A place of wild potential
Lennie Arkinstall deftly steered his 14-foot aluminum skiff through murky tidal inlets teeming with shorebirds and strewn with trash in the heart of the degraded salt marsh known as the Los Cerritos Wetlands.
The groundskeeper of the privately owned mosaic of mud flats and oil fields framed by power plants, tank farms, malls and busy highways a few miles east of downtown Long Beach wanted to show off the area’s potential as a wildlife refuge.
Ahead of him, a solitary common loon bobbed in shallows edged by spongy carpets of pickleweed stretching out to a mobile home park. Kingbirds preened on tangled heaps of rusted scaffolding. The flotsam and jetsam of the surrounding urban watershed littered shoals pocked with the burrows of ghost shrimp and horned snails: fast-food wrappers, beer cans, cigarette butts.

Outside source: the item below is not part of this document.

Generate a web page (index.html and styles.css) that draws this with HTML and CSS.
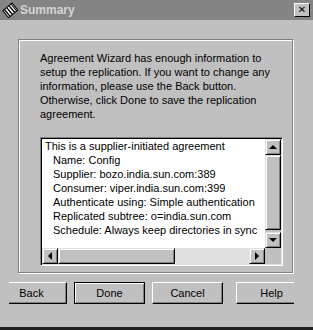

“This place has incredible potential,” Arkinstall said over the putt-putt of his small outboard engine. “Just add a little water and cleanup work and, boom! You’ve got instant thriving ecosystem.”
After fighting for decades over its oil and land, conservationists, developers and city planners are joining forces to let the wetlands grow wild again. Earlier this month, the city of Long Beach announced a proposed land swap with a developer that would protect the 175-acre core of the wetlands in exchange for 52 acres of city-owned property. The city would then sell the marsh to the Los Cerritos Wetlands Authority for about $25 million.
It won’t be easy sealing the deal. The issues surrounding the wetlands’ future are complex. But at the heart of the ongoing debate is a hope that the wetlands can bounce back and become a model of restoration and cooperation.
Just in time, some might say.
The wetlands on the Long Beach-Seal Beach border at the mouth of the San Gabriel River once stretched 2,400 acres. Today, little more than 400 acres remain, including the 175-acre parcel owned by developer Thomas Dean.
The developer’s willingness to consider a land swap rather than an outright sale of the wetlands -- bordered by Pacific Coast Highway, Studebaker Road and the Los Cerritos Channel -- was key to bringing the warring parties together.
In return, Dean would get a bundle of underutilized city property, including a 29-acre parcel known as Sports Park -- a weedy crop of hills studded with oil pumps and abandoned corrugated metal structures -- and a 12-acre public service yard housing welding, paint and locksmith shops, and stacks of streetlight stanchions.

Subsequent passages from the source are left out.